On July 22, almost two weeks after the buzz of Pride Week dissipated from the Victoria area for another year, Alt Pride came to the streets of Fernwood.
Alt Pride is an annual grassroots call to action organized by and for the local trans, non-binary, and two-spirit community.
The event started with sign making and an acknowledgement of the Lekwungen and ẈSÁNEĆ peoples, on whose territories this march occurred. A crowd of about 50 people then marched from Fernwood Community Centre and ended at Stadacona Park, where there was food to share, and an opportunity to reflect, relax and meet new people.
Casper LeBlanc marched with the message, “Passing Is a Transphobic Concept”. He wanted to display a message that he felt was truthful, but perhaps one that isn’t often considered by cisgender (non-trans) people to understand. “Passing” generally refers to a trans person’s ability to be read as the gender they identify with (according to dominant gender norms), thereby rendering their transness invisible. As LeBlanc explained, “‘Passing’ is something that’s forced on the trans community by non-trans people…Passing helps us but also [damns] us at the same time.” He was clear not to undermine trans folks who “pass,” as for some, their safety or well-being is contingent on doing so. Casper also wanted to highlight, though, that “passing” is not always the end goal, and assuming so perpetuates the idea the being read as cis is somehow better or more desirable than being read as trans.
Brat, another local, marched with her child Fox, who got to view everything from the shade of a stroller. Fox is raised gender neutral, while Brat identifies as queer and fluid– an identity that considers her constant state of questioning expectations. “I think a lot of people go [to Alt Pride] because they want to be inclusive and this is how they reach out,” Brat said. “The main Pride…[has] become more of an ad than a fight.”
The entire notion of Pride began not with parades and sponsorships, but rather with protests and riots that arose out of necessity. The Stonewall Riots of 1969 particularly catalyzed the fight for queer liberation. Trans women of colour, like Marsha P. Johnson, Sylvia Rivera and Miss Major Griffin-Gracy (featured in the video below) were on the front lines to the Stonewall Riots, but the progress made thereafter predominantly centred the narratives and needs of white, gay, cis men.
“Pride” first reached Canada in the early ‘70s, as annual picnics on the Toronto islands, and remained grassroots events unrecognized by city council for about two decades. Notable violent riots in Montreal in 1976, then Toronto in 1981, broke out after gay establishments being raided and hundreds of patrons arrested and publicly outed. The first Pride March was in Toronto in the early ‘80s, amid intense growing pains for LGBTQ liberation.

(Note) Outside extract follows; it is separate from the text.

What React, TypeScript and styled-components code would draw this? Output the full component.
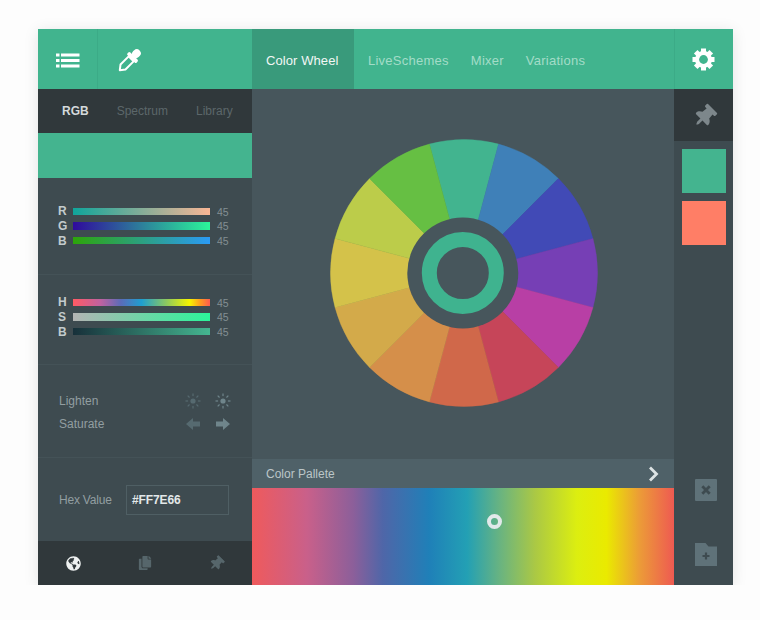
import styled, { createGlobalStyle } from "styled-components";
import { FaCopy, FaGlobeAmericas, FaThumbtack } from "react-icons/fa";

const WHEEL_COLORS = [
  "#42b48f",
  "#3f80b8",
  "#414ab6",
  "#763fb5",
  "#b83fa5",
  "#c64559",
  "#d0684a",
  "#d58f4a",
  "#d3aa4a",
  "#d4c24a",
  "#bccc4a",
  "#66bf43",
];

const RGB_ROWS = [
  { label: "R", gradient: "#0fa59b, #f9b695" },
  { label: "G", gradient: "#2f0a9c, #2bf59a" },
  { label: "B", gradient: "#2da50a, #2b9bf5" },
];

const HSB_ROWS = [
  {
    label: "H",
    gradient:
      "#ff5a64 0%, #c062a0 20%, #5a6cb8 35%, #1f9fd0 50%, #8cc860 68%, #f5f500 85%, #ff9a20 93%, #ff5a50 100%",
  },
  { label: "S", gradient: "#b4b4b4, #2bf59a" },
  { label: "B", gradient: "#17303a, #45b690" },
];

const GEAR_TEETH = [0, 45, 90, 135, 180, 225, 270, 315];

function wedgePath(index: number) {
  const center = 134;
  const radius = 133.5;
  const start = ((index * 30 - 15 - 90) * Math.PI) / 180;
  const end = ((index * 30 + 15 - 90) * Math.PI) / 180;
  const x1 = center + radius * Math.cos(start);
  const y1 = center + radius * Math.sin(start);
  const x2 = center + radius * Math.cos(end);
  const y2 = center + radius * Math.sin(end);
  return `M${center} ${center}L${x1} ${y1}A${radius} ${radius} 0 0 1 ${x2} ${y2}Z`;
}

function ColorWheel() {
  return (
    <svg width="268" height="268" viewBox="0 0 268 268">
      {WHEEL_COLORS.map((color, i) => (
        <path key={color} d={wedgePath(i)} fill={color} stroke={color} strokeWidth="0.4" />
      ))}
      <circle cx="132.8" cy="134" r="55.5" fill="#47565c" />
      <circle cx="132.8" cy="134" r="33.5" fill="none" stroke="#3fb38f" strokeWidth="15" />
    </svg>
  );
}

function ListIcon() {
  return (
    <svg width="24" height="15" viewBox="0 0 24 15" fill="#fff">
      <rect x="0" y="0.5" width="3.5" height="3" />
      <rect x="5" y="0.5" width="18.5" height="3" />
      <rect x="0" y="6" width="3.5" height="3" />
      <rect x="5" y="6" width="18.5" height="3" />
      <rect x="0" y="11.5" width="3.5" height="3" />
      <rect x="5" y="11.5" width="18.5" height="3" />
    </svg>
  );
}

function DropperIcon() {
  return (
    <svg width="26" height="26" viewBox="0 0 26 26">
      <g transform="rotate(45 13 13)">
        <rect x="9" y="-2" width="8" height="9" rx="4" fill="#fff" />
        <rect x="6.5" y="6" width="13" height="4" rx="1.5" fill="#fff" />
        <path
          d="M9.5 10H16.5V21.5L13 26L9.5 21.5Z"
          fill="#41b48e"
          stroke="#fff"
          strokeWidth="2"
          strokeLinejoin="round"
        />
      </g>
    </svg>
  );
}

function GearIcon() {
  return (
    <svg width="23" height="23" viewBox="0 0 23 23" fill="#fff">
      <circle cx="11.5" cy="11.5" r="8.5" />
      {GEAR_TEETH.map((angle) => (
        <rect key={angle} x="9" y="0.5" width="5" height="5" transform={`rotate(${angle} 11.5 11.5)`} />
      ))}
      <circle cx="11.5" cy="11.5" r="4.4" fill="#41b48e" />
    </svg>
  );
}

function SunIcon() {
  const rays = [0, 45, 90, 135, 180, 225, 270, 315];
  return (
    <svg width="16" height="16" viewBox="0 0 16 16" fill="currentColor">
      <circle cx="8" cy="8" r="2.6" />
      {rays.map((angle) => (
        <rect key={angle} x="7.4" y="0.5" width="1.2" height="2.6" transform={`rotate(${angle} 8 8)`} />
      ))}
    </svg>
  );
}

function ArrowIcon({ left }: { left?: boolean }) {
  return (
    <svg width="16" height="14" viewBox="0 0 16 14" fill="currentColor">
      <path d={left ? "M1 7L8 1V4.5H15V9.5H8V13Z" : "M15 7L8 1V4.5H1V9.5H8V13Z"} />
    </svg>
  );
}

function CloseBoxIcon() {
  return (
    <svg width="22" height="22" viewBox="0 0 22 22">
      <rect width="22" height="22" rx="1" fill="#5f7279" />
      <path d="M7.3 7.3l7.4 7.4M14.7 7.3l-7.4 7.4" stroke="#3e4b50" strokeWidth="2.8" />
    </svg>
  );
}

function FolderPlusIcon() {
  return (
    <svg width="22" height="23" viewBox="0 0 22 23">
      <path d="M0 0H10.5L13.5 3.5H22V23H0Z" fill="#5f7279" />
      <path d="M11 9.5v7M7.5 13h7" stroke="#3e4b50" strokeWidth="2.2" />
    </svg>
  );
}

function ChevronIcon() {
  return (
    <svg width="11" height="16" viewBox="0 0 11 16">
      <path d="M2 1.5L8.5 8 2 14.5" fill="none" stroke="#dde3e4" strokeWidth="2.8" />
    </svg>
  );
}

function SliderGroup({ rows }: { rows: { label: string; gradient: string }[] }) {
  return (
    <Sliders>
      {rows.map((row) => (
        <SliderRow key={row.label}>
          <SliderLabel>{row.label}</SliderLabel>
          <SliderBar $gradient={row.gradient} />
          <SliderValue>45</SliderValue>
        </SliderRow>
      ))}
    </Sliders>
  );
}

export default function App() {
  return (
    <>
      <GlobalStyle />
      <Window>
        <Header>
          <ToolGroup>
            <MenuButton>
              <ListIcon />
            </MenuButton>
            <DropperButton>
              <DropperIcon />
            </DropperButton>
          </ToolGroup>
          <ActiveTab>Color Wheel</ActiveTab>
          <TabLinks>
            <TabLink>LiveSchemes</TabLink>
            <TabLink>Mixer</TabLink>
            <TabLink>Variations</TabLink>
          </TabLinks>
          <SettingsButton>
            <GearIcon />
          </SettingsButton>
        </Header>
        <Body>
          <LeftPanel>
            <ModeTabs>
              <ModeTab $active>RGB</ModeTab>
              <ModeTab>Spectrum</ModeTab>
              <ModeTab>Library</ModeTab>
            </ModeTabs>
            <CurrentColor />
            <RgbSection>
              <SliderGroup rows={RGB_ROWS} />
            </RgbSection>
            <HsbSection>
              <SliderGroup rows={HSB_ROWS} />
            </HsbSection>
            <AdjustSection>
              <AdjustRow>
                <AdjustLabel>Lighten</AdjustLabel>
                <AdjustIcon $dim>
                  <SunIcon />
                </AdjustIcon>
                <AdjustIcon>
                  <SunIcon />
                </AdjustIcon>
              </AdjustRow>
              <AdjustRow>
                <AdjustLabel>Saturate</AdjustLabel>
                <AdjustIcon $dim>
                  <ArrowIcon left />
                </AdjustIcon>
                <AdjustIcon>
                  <ArrowIcon />
                </AdjustIcon>
              </AdjustRow>
            </AdjustSection>
            <HexSection>
              <HexLabel>Hex Value</HexLabel>
              <HexField>#FF7E66</HexField>
            </HexSection>
            <Footer>
              <FooterButton $active>
                <FaGlobeAmericas size={15} />
              </FooterButton>
              <FooterButton>
                <FaCopy size={14} />
              </FooterButton>
              <FooterButton>
                <PinIcon size={15} />
              </FooterButton>
            </Footer>
          </LeftPanel>
          <Center>
            <WheelArea>
              <ColorWheel />
            </WheelArea>
            <PaletteBar>
              Color Pallete
              <ChevronIcon />
            </PaletteBar>
            <Spectrum>
              <Marker />
            </Spectrum>
          </Center>
          <RightPanel>
            <PinBox>
              <PinIcon size={23} />
            </PinBox>
            <Swatch $color="#44b48f" />
            <Swatch $color="#ff7e66" />
            <RightActions>
              <CloseBoxIcon />
              <FolderPlusIcon />
            </RightActions>
          </RightPanel>
        </Body>
      </Window>
    </>
  );
}

const GlobalStyle = createGlobalStyle`
  html, body {
    margin: 0;
    background: #fdfdfd;
  }
  body {
    font-family: "Liberation Sans", Arial, sans-serif;
  }
`;

const Window = styled.div`
  width: 695px;
  height: 556px;
  margin: 29px 0 0 38px;
  display: flex;
  flex-direction: column;
  box-shadow: 0 2px 14px rgba(0, 0, 0, 0.1);
`;

const Header = styled.header`
  height: 60px;
  flex: none;
  display: flex;
  background: #41b48e;
`;

const ToolGroup = styled.div`
  width: 214px;
  display: flex;
`;

const MenuButton = styled.div`
  width: 60px;
  padding-top: 3px;
  box-sizing: border-box;
  display: flex;
  align-items: center;
  justify-content: center;
  border-right: 1px solid #3cab87;
`;

const DropperButton = styled.div`
  margin-left: 18px;
  padding-top: 3px;
  display: flex;
  align-items: center;
`;

const ActiveTab = styled.div`
  width: 102px;
  padding: 3px 0 0 14px;
  box-sizing: border-box;
  display: flex;
  align-items: center;
  background: #399a7b;
  color: #f2f7f5;
  font-size: 13px;
  letter-spacing: 0.08px;
`;

const TabLinks = styled.div`
  flex: 1;
  display: flex;
  align-items: center;
  gap: 22px;
  padding: 3px 0 0 14px;
`;

const TabLink = styled.div`
  color: #a3dcc8;
  font-size: 13px;
  letter-spacing: 0.25px;
`;

const SettingsButton = styled.div`
  width: 59px;
  padding-right: 2px;
  display: flex;
  align-items: center;
  justify-content: center;
  border-left: 1px solid #3cab87;
  box-sizing: border-box;
`;

const Body = styled.div`
  flex: 1;
  min-height: 0;
  display: flex;
`;

const LeftPanel = styled.aside`
  width: 214px;
  flex: none;
  display: flex;
  flex-direction: column;
  background: #3e4b50;
`;

const ModeTabs = styled.div`
  height: 44px;
  flex: none;
  padding-left: 24px;
  display: flex;
  align-items: center;
  gap: 28px;
  background: #30383b;
`;

const ModeTab = styled.div<{ $active?: boolean }>`
  font-size: 12px;
  font-weight: ${(p) => (p.$active ? 700 : 400)};
  color: ${(p) => (p.$active ? "#d5dadb" : "#5c676a")};
`;

const CurrentColor = styled.div`
  height: 45px;
  flex: none;
  background: #44b48f;
`;

const RgbSection = styled.section`
  height: 97px;
  flex: none;
  box-sizing: border-box;
  padding-top: 26px;
  border-bottom: 1px solid #445257;
`;

const HsbSection = styled(RgbSection)`
  height: 90px;
  padding-top: 20px;
`;

const Sliders = styled.div`
  display: flex;
  flex-direction: column;
  padding-left: 20px;
`;

const SliderRow = styled.div`
  height: 14.67px;
  display: flex;
  align-items: center;
`;

const SliderLabel = styled.span`
  width: 15px;
  font-size: 12px;
  font-weight: 700;
  color: #c3cbcd;
`;

const SliderBar = styled.div<{ $gradient: string }>`
  width: 137px;
  height: 7.5px;
  background: linear-gradient(to right, ${(p) => p.$gradient});
`;

const SliderValue = styled.span`
  margin-left: 7px;
  padding-top: 1px;
  font-size: 10.5px;
  color: #838f93;
`;

const AdjustSection = styled.section`
  height: 93px;
  flex: none;
  box-sizing: border-box;
  padding: 24px 0 0 21px;
  border-bottom: 1px solid #445257;
`;

const AdjustRow = styled.div`
  height: 23px;
  display: flex;
  align-items: center;
`;

const AdjustLabel = styled.span`
  width: 126px;
  font-size: 12px;
  color: #929ea1;
`;

const AdjustIcon = styled.span<{ $dim?: boolean }>`
  width: 16px;
  margin-right: 14px;
  display: flex;
  color: ${(p) => (p.$dim ? "#566a70" : "#6f858b")};
`;

const HexSection = styled.section`
  flex: 1;
  display: flex;
  align-items: center;
  padding-left: 21px;
`;

const HexLabel = styled.span`
  width: 67px;
  font-size: 12px;
  letter-spacing: -0.2px;
  color: #929ea1;
`;

const HexField = styled.div`
  width: 103px;
  height: 30px;
  box-sizing: border-box;
  padding-left: 5px;
  display: flex;
  align-items: center;
  border: 1px solid #4f5f64;
  font-size: 12px;
  font-weight: 700;
  letter-spacing: -0.1px;
  color: #e3e8e9;
`;

const Footer = styled.footer`
  height: 44px;
  flex: none;
  display: grid;
  grid-template-columns: repeat(3, 1fr);
  align-items: center;
  justify-items: center;
  background: #30383b;
`;

const FooterButton = styled.div<{ $active?: boolean }>`
  display: flex;
  color: ${(p) => (p.$active ? "#eef1f1" : "#56666b")};
`;

const PinIcon = styled(FaThumbtack)`
  transform: rotate(45deg);
`;

const Center = styled.main`
  flex: 1;
  min-width: 0;
  display: flex;
  flex-direction: column;
  background: #47565c;
`;

const WheelArea = styled.div`
  height: 370px;
  flex: none;
  box-sizing: border-box;
  padding: 0 0 3px 1px;
  display: flex;
  align-items: center;
  justify-content: center;
`;

const PaletteBar = styled.div`
  height: 29px;
  flex: none;
  padding: 0 15px 0 14px;
  display: flex;
  align-items: center;
  justify-content: space-between;
  background: #4f6168;
  color: #bcc6c8;
  font-size: 12px;
`;

const Spectrum = styled.div`
  flex: 1;
  position: relative;
  background: linear-gradient(
    to right,
    #ef5a5c 0%,
    #c9608a 13%,
    #8c5f9a 24%,
    #4f66a8 31%,
    #1f80b8 42%,
    #23a0b4 51%,
    #6bb47f 59%,
    #aac845 67%,
    #dcee10 77%,
    #eaea00 84%,
    #ec9a38 92%,
    #ee5a52 100%
  );
`;

const Marker = styled.div`
  position: absolute;
  left: 235px;
  top: 26px;
  width: 15px;
  height: 15px;
  box-sizing: border-box;
  border: 4px solid #e2e9ea;
  border-radius: 50%;
`;

const RightPanel = styled.aside`
  width: 59px;
  flex: none;
  display: flex;
  flex-direction: column;
  align-items: center;
  background: #3e4b50;
`;

const PinBox = styled.div`
  width: 100%;
  height: 52px;
  flex: none;
  padding: 3px 0 0 2px;
  box-sizing: border-box;
  display: flex;
  align-items: center;
  justify-content: center;
  background: #30383b;
  color: #7d878b;
`;

const Swatch = styled.div<{ $color: string }>`
  width: 44px;
  height: 44px;
  flex: none;
  margin-top: 8px;
  background: ${(p) => p.$color};
`;

const RightActions = styled.div`
  margin-top: 234px;
  padding-left: 5px;
  display: flex;
  flex-direction: column;
  align-items: center;
  gap: 42px;
`;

Alt Pride aims to be an alternative to mainstream Pride, by centring the voices of those who most frequently experience marginalization, erasure from histories, and systemic violence – namely queer and trans indigenous people & people of colour (QTIPOCs) and trans feminine people, among others (read more here). Alt Pride serves as reminder to the public and to the LGBTQ2SIA+ community that the work is not done, and that there is an active political battle for just and dignified treatment of trans, non-binary, and two-spirit people right here in Victoria.